Por entonces tenía poco más de 30 años y era todavía muy atractiva. Al poco tiempo frau Lowenstein fallecía con síntomas similares a los de Marek -calambres en las piernas y dificultades para tragar- y Martha heredaba su dinero, que tardó poco en gastar.

Para poder vivir, alquiló unas habitaciones a un agente de seguros, herr Neuman, y a una tal frau Kittenberger, que murió poco después dejando a Martha la cantidad de 300 libras.

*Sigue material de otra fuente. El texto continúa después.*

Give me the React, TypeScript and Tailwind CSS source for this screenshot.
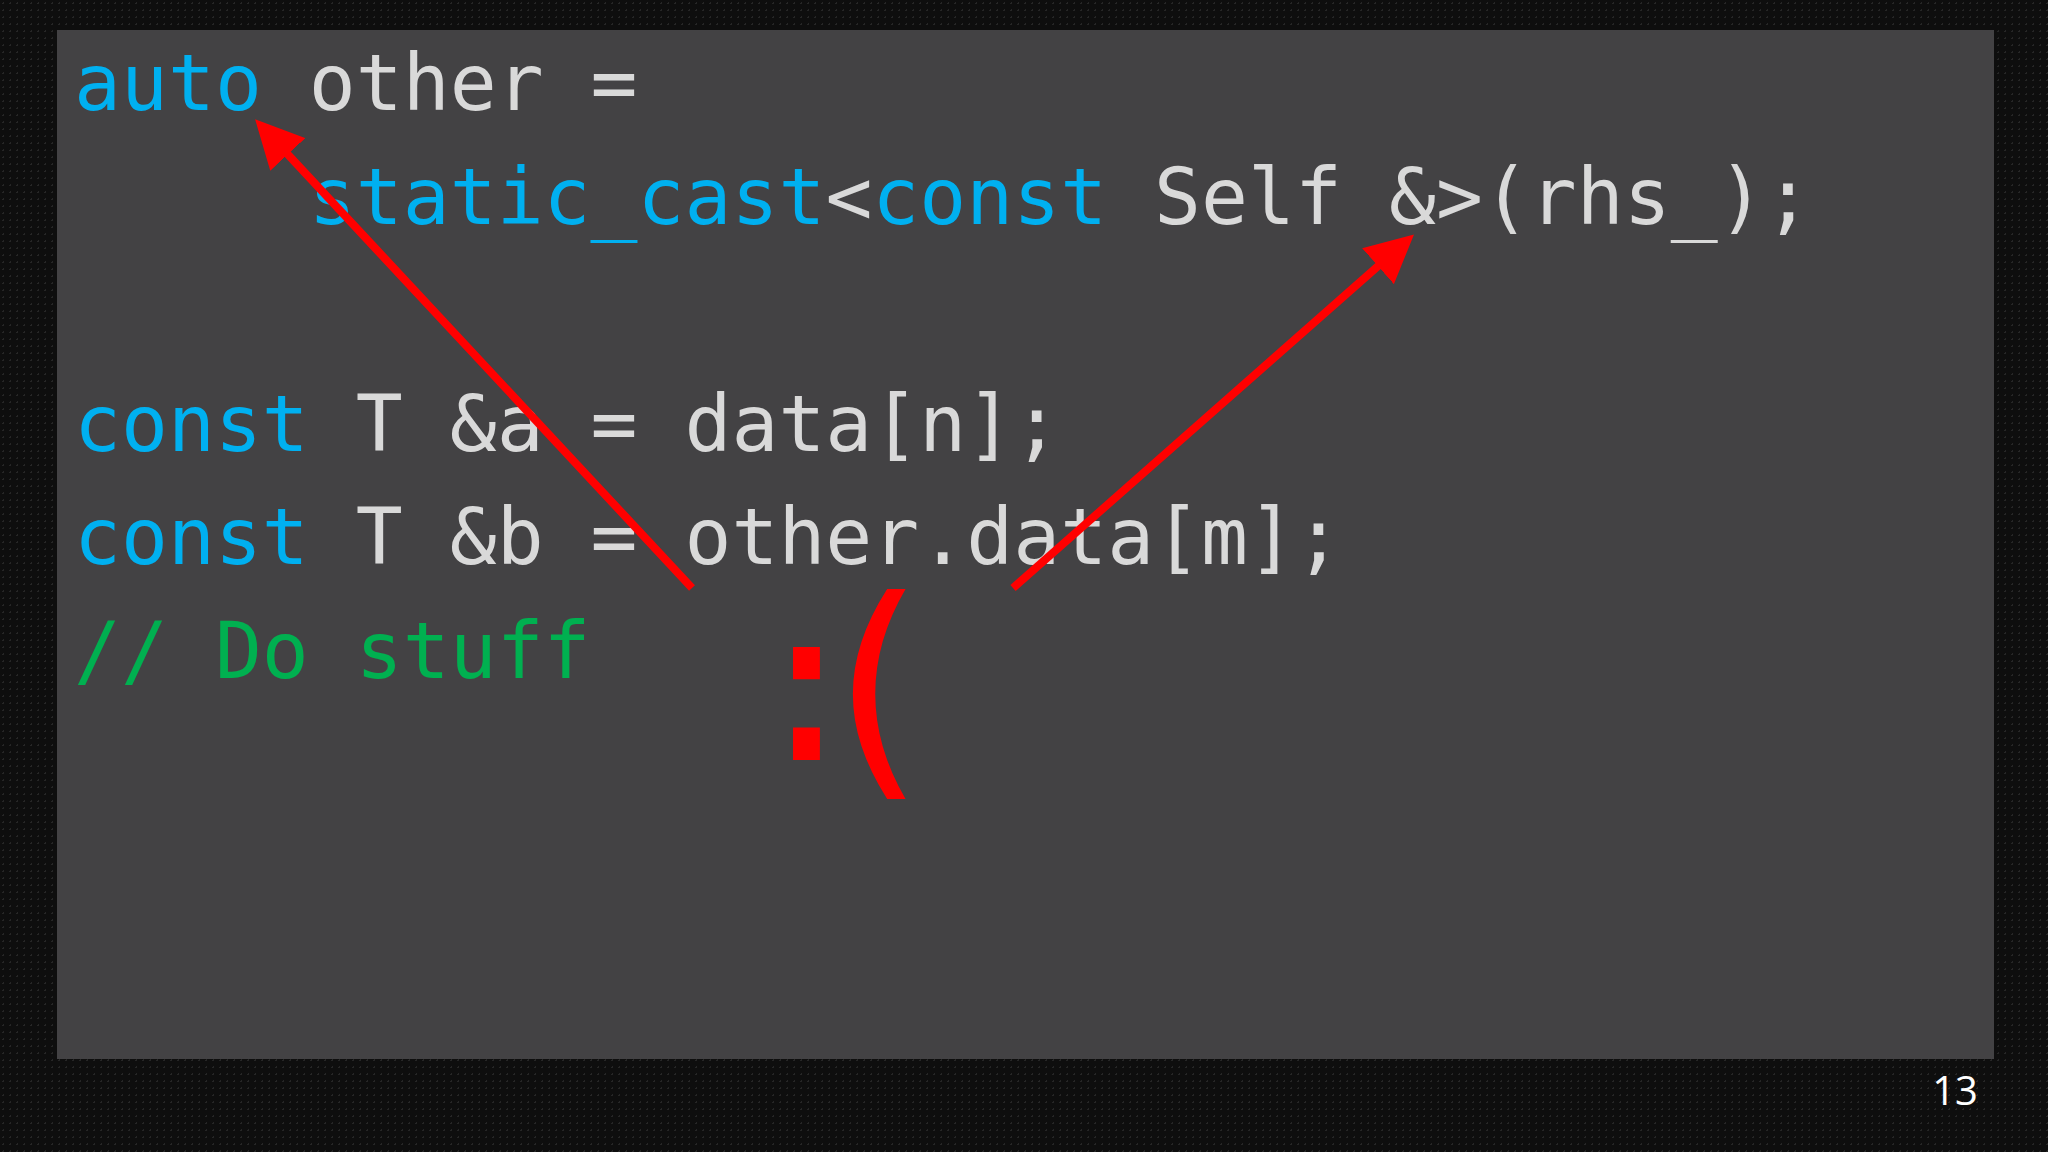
const mono = "font-['DejaVu_Sans_Mono','Liberation_Mono',monospace]";

const Kw = ({ children }: { children: React.ReactNode }) => (
  <span className="text-[#00b0f0]">{children}</span>
);

const Arrows = () => (
  <svg className="absolute left-0 top-0 pointer-events-none" width="2048" height="1152" viewBox="0 0 2048 1152">
    <defs>
      <marker id="head" markerWidth="6" markerHeight="6" refX="4" refY="3" orient="auto" markerUnits="strokeWidth">
        <path d="M0,0 L6,3 L0,6 Z" fill="#ff0000" />
      </marker>
    </defs>
    <line x1="692" y1="588" x2="266" y2="131" stroke="#ff0000" strokeWidth="8" markerEnd="url(#head)" />
    <line x1="1013" y1="588" x2="1402" y2="245" stroke="#ff0000" strokeWidth="8" markerEnd="url(#head)" />
  </svg>
);

export default function App() {
  return (
    <div className="relative w-[2048px] h-[1152px] overflow-hidden bg-[#0e0e0e] bg-[radial-gradient(#262626_1px,transparent_1px)] bg-[size:7px_7px]">
      <div className="flex flex-col pt-[30px] pl-[57px]">
        <div className="w-[1937px] h-[1029px] bg-[#434244]">
          <pre className={`${mono} text-[78px] leading-[113.6px] text-[#d9d9d9] pl-[17px] -mt-[3px] whitespace-pre`}>
            <div><Kw>auto</Kw> other =</div>
            <div>     <Kw>static_cast</Kw>&lt;<Kw>const</Kw> Self &amp;&gt;(rhs_);</div>
            <div>&nbsp;</div>
            <div><Kw>const</Kw> T &amp;a = data[n];</div>
            <div><Kw>const</Kw> T &amp;b = other.data[m];</div>
            <div className="text-[#00b050]">// Do stuff</div>
          </pre>
        </div>
        <div className="flex justify-end pr-[70px] pt-[11px]">
          <span className="font-['Open_Sans',sans-serif] text-[40px] text-white leading-none">13</span>
        </div>
      </div>
      <Arrows />
      <span className={`absolute left-[741px] top-[576px] ${mono} text-[218px] leading-none text-[#ff0000]`}>:</span>
      <span className={`absolute left-[804px] top-[569px] ${mono} text-[235px] leading-none text-[#ff0000]`}>(</span>
    </div>
  );
}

Hacia 1937, frau Marek decidió llevar a la práctica un nuevo fraude; durante la noche hizo sacar de la casa todos los cuadros que había asegurado previamente y al día siguiente declaró haber sido víctima de un robo. La policía descubría la verdad y no obtuvo dinero alguno de la compañía.

Mientras tanto, el hijo de frau Kittenberger comenzó a sospechar que su madre había sido envenenada e hizo exhumar el cadáver, en el que se halló una dosis de un compuesto de talio.

Como consecuencia, se llevó a cabo la autopsia de los cuerpos de Marek, Ingeborg Marek (la hija del matrimonio) y frau Lowenstein, obteniéndose el mismo resultado. La policía averiguó que Martha había adquirido el veneno en una farmacia de Florisdoff.

Fue localizada por su hijo que, interno en una escuela de Hitzing, se hallaba gravemente enfermo; su madre le visitaba frecuentemente, llevándole comida preparada por ella. Fue arrestada a tiempo de que su hijo pudiese salvarse.


Con el advenimiento de Hitler se había instaurado de nuevo en Austria la pena de muerte; Martha Marek fue decapitada el 6 de diciembre de 1938.